Regional Public Transit – A Knock on the Door of Opportunity

St. Albert and Edmonton have entered into an agreement to explore the possibility of creating a single operating entity to provide commuter transit services to both communities.

To some, this may represent a great opportunity to work collaboratively to the mutual benefit of the citizens of St. Albert and Edmonton, while others will view this decision as the death-knell of civic independence and oversight of local and commuter public transit services.

It will come as no surprise to any who have heard me speak on the topic of regional transit service provision, that I firmly promote the former perspective.

Successful large metropolitan regions around the world have the common attribute of significant public transit networks.  These regions recognize public transit as an invaluable means to manage road congestion and reduce road infrastructure costs. More importantly they view the provision of public transit services as an essential mechanism to improve the quality of life for all within their communities:

* Public transit ensures labour mobility and supports economic development.

* Public transit reduces green house gas emissions and helps provide a cleaner environment.

* Public transit provides transportation to the disadvantaged and mobility challenged.

Truth be told, public transit services in our region could be provided by a patchwork of small independent local transit systems. However, the decision to “go it alone” foregoes the opportunity for substantial service improvements, considerable operational efficiencies and cost containment benefits.

Service improvements through route and scheduling optimization will eliminate duplicate services. With the introduction of smart bus fare technologies, fare harmonization, concession fares and loyalty programs will all be possible.

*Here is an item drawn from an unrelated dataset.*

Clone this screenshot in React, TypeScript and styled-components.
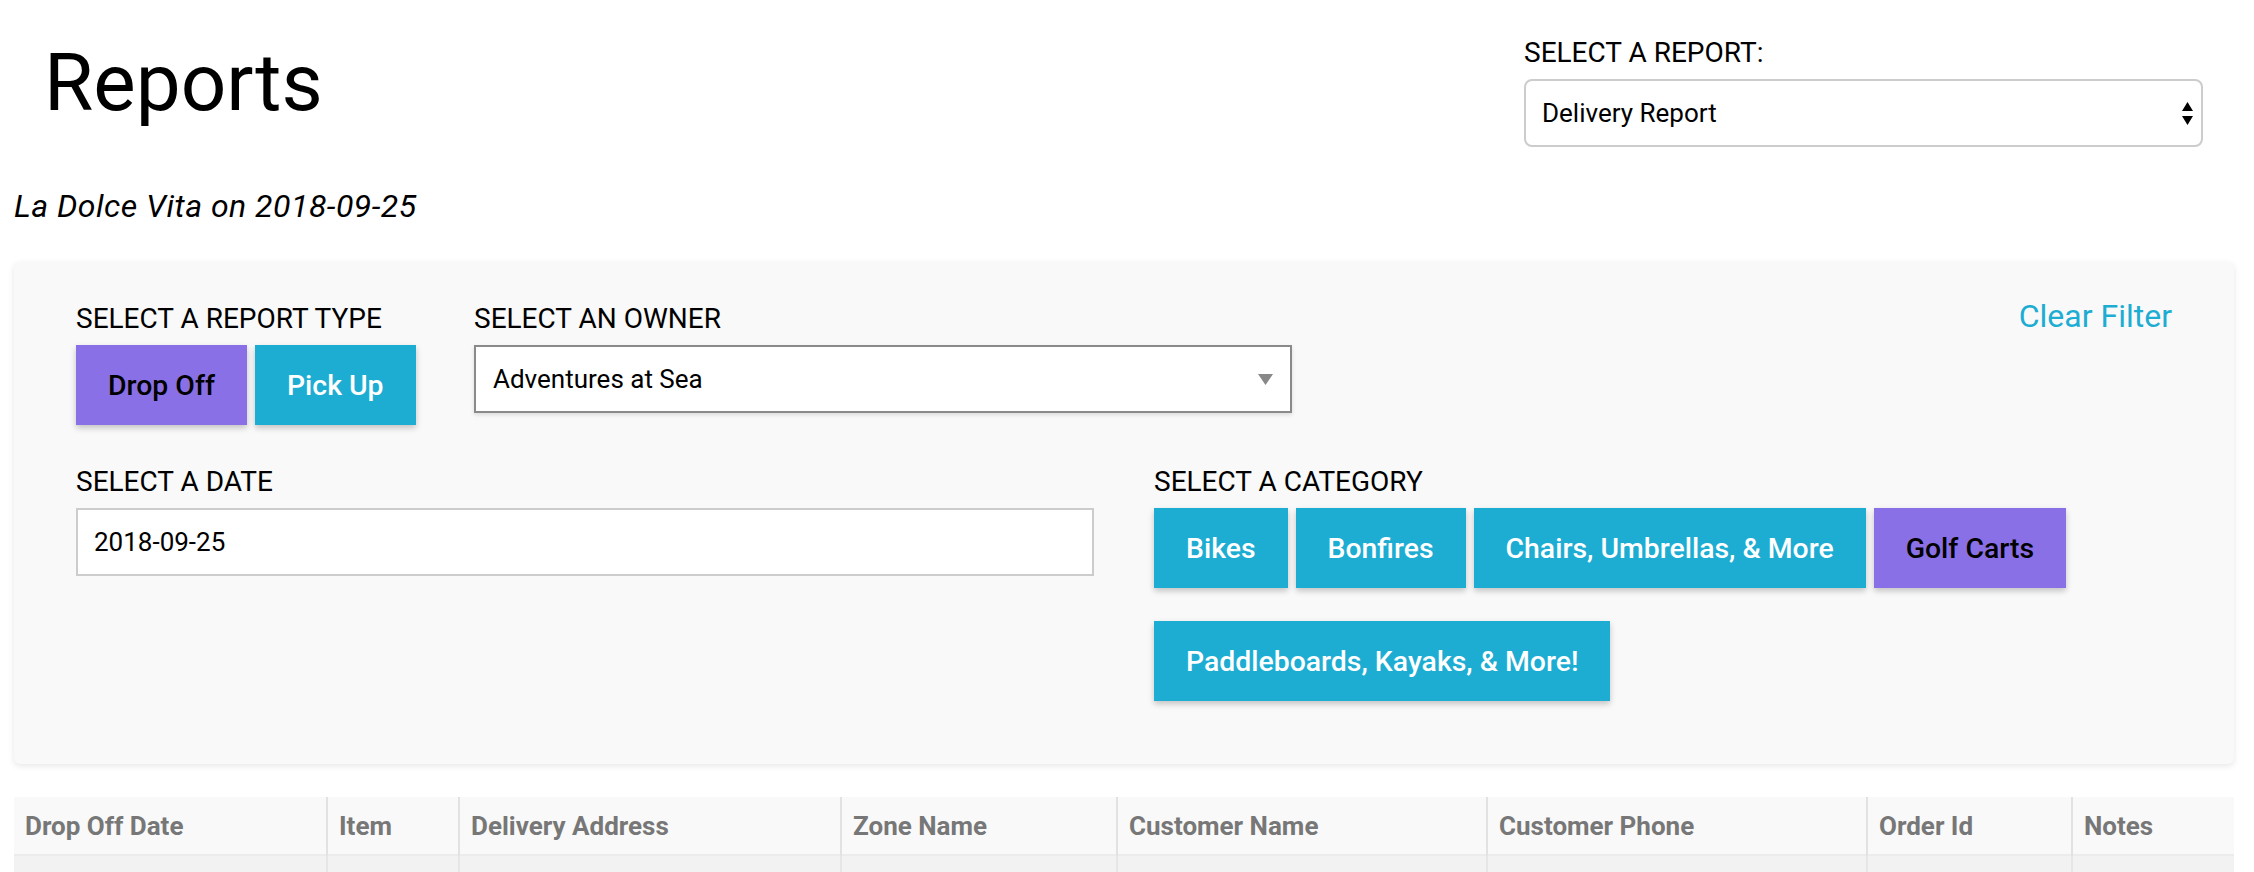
import React from "react";
import styled, { createGlobalStyle } from "styled-components";

const GlobalStyle = createGlobalStyle`
  html, body { margin: 0; padding: 0; background: #ffffff; }
  body { font-family: Roboto, "Noto Sans", "Liberation Sans", sans-serif; color: #000; }
  * { box-sizing: border-box; }
`;

const CYAN = "#1dadd3";
const PURPLE = "#8a70e6";

const Page = styled.div`
  padding: 0 20px 0 14px;
`;

const Header = styled.header`
  display: flex;
  justify-content: space-between;
  align-items: flex-start;
  padding-top: 36px;
`;

const TitleBlock = styled.div`
  display: flex;
  flex-direction: column;
`;

const Title = styled.h1`
  margin: 0 0 0 30px;
  font-size: 80px;
  font-weight: 400;
  line-height: 94px;
`;

const Subtitle = styled.p`
  margin: 57px 0 0 0;
  font-size: 32px;
  letter-spacing: 0.5px;
  font-style: italic;
  line-height: 38px;
`;

const ReportPicker = styled.div`
  width: 679px;
  margin-right: 31px;
  display: flex;
  flex-direction: column;
`;

const PickerLabel = styled.div`
  font-size: 28px;
  line-height: 33px;
  margin-bottom: 10px;
`;

const RoundSelect = styled.div`
  height: 68px;
  border: 2px solid #cccccc;
  border-radius: 8px;
  background: #fff;
  display: flex;
  align-items: center;
  justify-content: space-between;
  padding: 0 8px 0 16px;
  font-size: 26px;
`;

const Panel = styled.section`
  margin-top: 37px;
  background: #f9f9f9;
  border-radius: 6px;
  box-shadow: 0 2px 6px rgba(0, 0, 0, 0.1);
  padding: 40px 62px 63px;
`;

const TopRow = styled.div`
  display: flex;
  align-items: flex-start;
`;

const Field = styled.div<{ $width?: number; $gap?: number }>`
  display: flex;
  flex-direction: column;
  ${(p) => (p.$width ? `width: ${p.$width}px;` : "")}
  ${(p) => (p.$gap ? `margin-right: ${p.$gap}px;` : "")}
`;

const Label = styled.div`
  font-size: 28px;
  line-height: 33px;
  margin-bottom: 10px;
  white-space: nowrap;
`;

const ButtonGroup = styled.div<{ $wrap?: boolean }>`
  display: flex;
  flex-wrap: ${(p) => (p.$wrap ? "wrap" : "nowrap")};
  gap: 33px 8px;
`;

const ToggleButton = styled.button<{ $active?: boolean }>`
  height: 80px;
  padding: 0 32px;
  border: none;
  border-radius: 0;
  background: ${(p) => (p.$active ? PURPLE : CYAN)};
  color: ${(p) => (p.$active ? "#000" : "#fff")};
  font-family: Roboto, "Liberation Sans", sans-serif;
  font-size: 28.4px;
  font-weight: 500;
  box-shadow: 0 3px 6px rgba(0, 0, 0, 0.22);
  cursor: pointer;
  white-space: nowrap;
  flex-shrink: 0;
`;

const SquareSelect = styled.div`
  height: 68px;
  border: 2px solid #8a8a8a;
  background: #fff;
  display: flex;
  align-items: center;
  justify-content: space-between;
  padding: 0 17px 0 17px;
  font-size: 26px;
  box-shadow: 0 2px 4px rgba(0, 0, 0, 0.12);
`;

const ClearFilter = styled.a`
  margin-left: auto;
  margin-top: -4px;
  font-size: 32px;
  line-height: 37px;
  color: ${CYAN};
  cursor: pointer;
`;

const BottomRow = styled.div`
  display: grid;
  grid-template-columns: 1fr 1fr;
  column-gap: 60px;
  margin-top: 40px;
`;

const TextInput = styled.div`
  height: 68px;
  border: 2px solid #cccccc;
  background: #fff;
  display: flex;
  align-items: center;
  padding-left: 16px;
  font-size: 26px;
`;

const Table = styled.table`
  margin-top: 33px;
  width: 100%;
  border-collapse: collapse;
  table-layout: fixed;
`;

const Th = styled.th<{ $first?: boolean }>`
  height: 58px;
  background: #f9f9f9;
  text-align: left;
  padding: 0 0 0 11px;
  font-size: 26px;
  font-weight: 700;
  color: #777;
  white-space: nowrap;
  border-left: ${(p) => (p.$first ? "none" : "2px solid #e2e2e2")};
`;

const Td = styled.td<{ $first?: boolean }>`
  height: 40px;
  background: #f2f2f2;
  border-top: 2px solid #ececec;
  border-left: ${(p) => (p.$first ? "none" : "2px solid #e6e6e6")};
`;

const columns: [string, number][] = [
  ["Drop Off Date", 313],
  ["Item", 132],
  ["Delivery Address", 382],
  ["Zone Name", 276],
  ["Customer Name", 370],
  ["Customer Phone", 380],
  ["Order Id", 205],
  ["Notes", 162],
];

const categories: { name: string; active?: boolean }[] = [
  { name: "Bikes" },
  { name: "Bonfires" },
  { name: "Chairs, Umbrellas, & More" },
  { name: "Golf Carts", active: true },
  { name: "Paddleboards, Kayaks, & More!" },
];

const UpDownArrows = () => (
  <svg width="11" height="23" viewBox="0 0 11 23">
    <polygon points="5.5,0 11,9 0,9" fill="#000" />
    <polygon points="0,14 11,14 5.5,23" fill="#000" />
  </svg>
);

const DownArrow = () => (
  <svg width="15" height="11" viewBox="0 0 15 11">
    <polygon points="0,0 15,0 7.5,11" fill="#888" />
  </svg>
);

export default function App() {
  return (
    <>
      <GlobalStyle />
      <Page>
        <Header>
          <TitleBlock>
            <Title>Reports</Title>
            <Subtitle>La Dolce Vita on 2018-09-25</Subtitle>
          </TitleBlock>
          <ReportPicker>
            <PickerLabel>SELECT A REPORT:</PickerLabel>
            <RoundSelect>
              <span>Delivery Report</span>
              <UpDownArrows />
            </RoundSelect>
          </ReportPicker>
        </Header>

        <Panel>
          <TopRow>
            <Field $width={338} $gap={60}>
              <Label>SELECT A REPORT TYPE</Label>
              <ButtonGroup>
                <ToggleButton $active>Drop Off</ToggleButton>
                <ToggleButton>Pick Up</ToggleButton>
              </ButtonGroup>
            </Field>
            <Field $width={818}>
              <Label>SELECT AN OWNER</Label>
              <SquareSelect>
                <span>Adventures at Sea</span>
                <DownArrow />
              </SquareSelect>
            </Field>
            <ClearFilter>Clear Filter</ClearFilter>
          </TopRow>

          <BottomRow>
            <Field>
              <Label>SELECT A DATE</Label>
              <TextInput>2018-09-25</TextInput>
            </Field>
            <Field>
              <Label>SELECT A CATEGORY</Label>
              <ButtonGroup $wrap>
                {categories.map((c) => (
                  <ToggleButton key={c.name} $active={c.active}>
                    {c.name}
                  </ToggleButton>
                ))}
              </ButtonGroup>
            </Field>
          </BottomRow>
        </Panel>

        <Table>
          <colgroup>
            {columns.map(([name, w]) => (
              <col key={name} style={{ width: w }} />
            ))}
          </colgroup>
          <thead>
            <tr>
              {columns.map(([name], i) => (
                <Th key={name} $first={i === 0}>
                  {name}
                </Th>
              ))}
            </tr>
          </thead>
          <tbody>
            <tr>
              {columns.map(([name], i) => (
                <Td key={name} $first={i === 0} />
              ))}
            </tr>
          </tbody>
        </Table>
      </Page>
    </>
  );
}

Operational efficiencies are to be found in the areas of management overhead, planning services, service control and emergency response systems.

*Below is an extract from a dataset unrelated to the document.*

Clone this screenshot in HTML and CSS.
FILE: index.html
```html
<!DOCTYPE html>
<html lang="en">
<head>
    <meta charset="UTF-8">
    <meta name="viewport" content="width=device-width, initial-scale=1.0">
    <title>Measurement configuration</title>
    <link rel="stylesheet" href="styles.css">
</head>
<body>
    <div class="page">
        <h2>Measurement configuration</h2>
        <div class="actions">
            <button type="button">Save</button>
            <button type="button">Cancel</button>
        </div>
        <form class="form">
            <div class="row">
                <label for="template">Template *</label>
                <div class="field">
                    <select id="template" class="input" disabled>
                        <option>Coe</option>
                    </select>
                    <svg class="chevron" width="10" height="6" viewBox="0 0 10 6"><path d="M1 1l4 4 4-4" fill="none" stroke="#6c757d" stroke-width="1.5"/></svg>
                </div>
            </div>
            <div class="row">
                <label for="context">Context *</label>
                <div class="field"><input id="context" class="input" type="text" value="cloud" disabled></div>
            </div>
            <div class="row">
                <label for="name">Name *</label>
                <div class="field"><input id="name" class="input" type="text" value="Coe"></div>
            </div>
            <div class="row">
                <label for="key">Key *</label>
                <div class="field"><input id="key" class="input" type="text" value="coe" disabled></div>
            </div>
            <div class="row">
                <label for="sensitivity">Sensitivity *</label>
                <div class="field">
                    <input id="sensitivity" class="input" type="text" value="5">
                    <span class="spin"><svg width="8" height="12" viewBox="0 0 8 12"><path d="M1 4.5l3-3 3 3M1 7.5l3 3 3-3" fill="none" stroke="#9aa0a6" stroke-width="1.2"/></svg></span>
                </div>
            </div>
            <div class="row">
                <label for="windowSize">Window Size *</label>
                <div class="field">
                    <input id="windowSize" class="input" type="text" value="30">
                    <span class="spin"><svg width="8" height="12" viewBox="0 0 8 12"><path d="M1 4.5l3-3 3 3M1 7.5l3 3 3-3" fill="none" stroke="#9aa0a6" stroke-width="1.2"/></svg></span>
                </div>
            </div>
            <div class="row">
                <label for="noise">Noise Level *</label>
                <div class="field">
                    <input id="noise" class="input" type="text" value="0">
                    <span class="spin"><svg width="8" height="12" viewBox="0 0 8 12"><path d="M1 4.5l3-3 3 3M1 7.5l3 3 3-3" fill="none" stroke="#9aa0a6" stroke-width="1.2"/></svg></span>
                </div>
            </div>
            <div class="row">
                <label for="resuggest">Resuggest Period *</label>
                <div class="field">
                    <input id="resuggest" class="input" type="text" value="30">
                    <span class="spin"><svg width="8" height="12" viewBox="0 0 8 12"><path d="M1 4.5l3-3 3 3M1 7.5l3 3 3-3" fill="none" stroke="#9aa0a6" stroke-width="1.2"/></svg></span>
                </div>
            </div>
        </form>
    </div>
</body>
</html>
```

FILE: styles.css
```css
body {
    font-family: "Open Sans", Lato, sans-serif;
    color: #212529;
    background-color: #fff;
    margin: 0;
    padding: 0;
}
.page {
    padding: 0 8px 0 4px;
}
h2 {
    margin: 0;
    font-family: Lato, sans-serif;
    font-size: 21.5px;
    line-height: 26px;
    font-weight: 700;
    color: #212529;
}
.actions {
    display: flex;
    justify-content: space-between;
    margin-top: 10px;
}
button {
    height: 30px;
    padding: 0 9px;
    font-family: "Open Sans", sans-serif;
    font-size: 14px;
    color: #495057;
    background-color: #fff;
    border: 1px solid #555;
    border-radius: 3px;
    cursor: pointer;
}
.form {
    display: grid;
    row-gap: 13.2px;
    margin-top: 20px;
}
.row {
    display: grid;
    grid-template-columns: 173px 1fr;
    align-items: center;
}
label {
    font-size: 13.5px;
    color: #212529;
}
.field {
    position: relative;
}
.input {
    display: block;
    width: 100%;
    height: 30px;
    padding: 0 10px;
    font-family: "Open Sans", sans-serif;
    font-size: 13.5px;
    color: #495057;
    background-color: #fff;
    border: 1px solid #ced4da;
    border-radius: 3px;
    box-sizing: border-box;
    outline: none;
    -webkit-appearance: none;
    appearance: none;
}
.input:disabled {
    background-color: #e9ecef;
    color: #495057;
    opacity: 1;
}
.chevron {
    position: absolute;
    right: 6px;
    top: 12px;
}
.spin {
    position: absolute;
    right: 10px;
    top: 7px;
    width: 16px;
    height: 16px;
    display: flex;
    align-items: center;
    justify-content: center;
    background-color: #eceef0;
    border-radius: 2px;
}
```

Cost containment in relation to rolling stock optimization, spare ratio minimization, maintenance systems and bus storage coordination, parts management and inventory control all provide the promise of a more efficient system administration.

In all these areas, St. Albertans will benefit.

So how does this vision of a regional transit system transition from a concept to reality?

Answer – Collaboration and hard work!

To say that the next steps in forming a regional transit commission will be easy would be a massive understatement.  In fact, establishing the commission and designing the operating model will truly be the most difficult elements of this initiative.

I am confident that the dream of seamless public transit services within the metro Edmonton region is possible because of the collaborative efforts of all stakeholders. By working together, communities within the metro Edmonton region,  with the participation of the provincial government, have the means by which to improve the quality of life for our entire region.

Opportunity is knocking!

St. Albert and Edmonton have opened the door.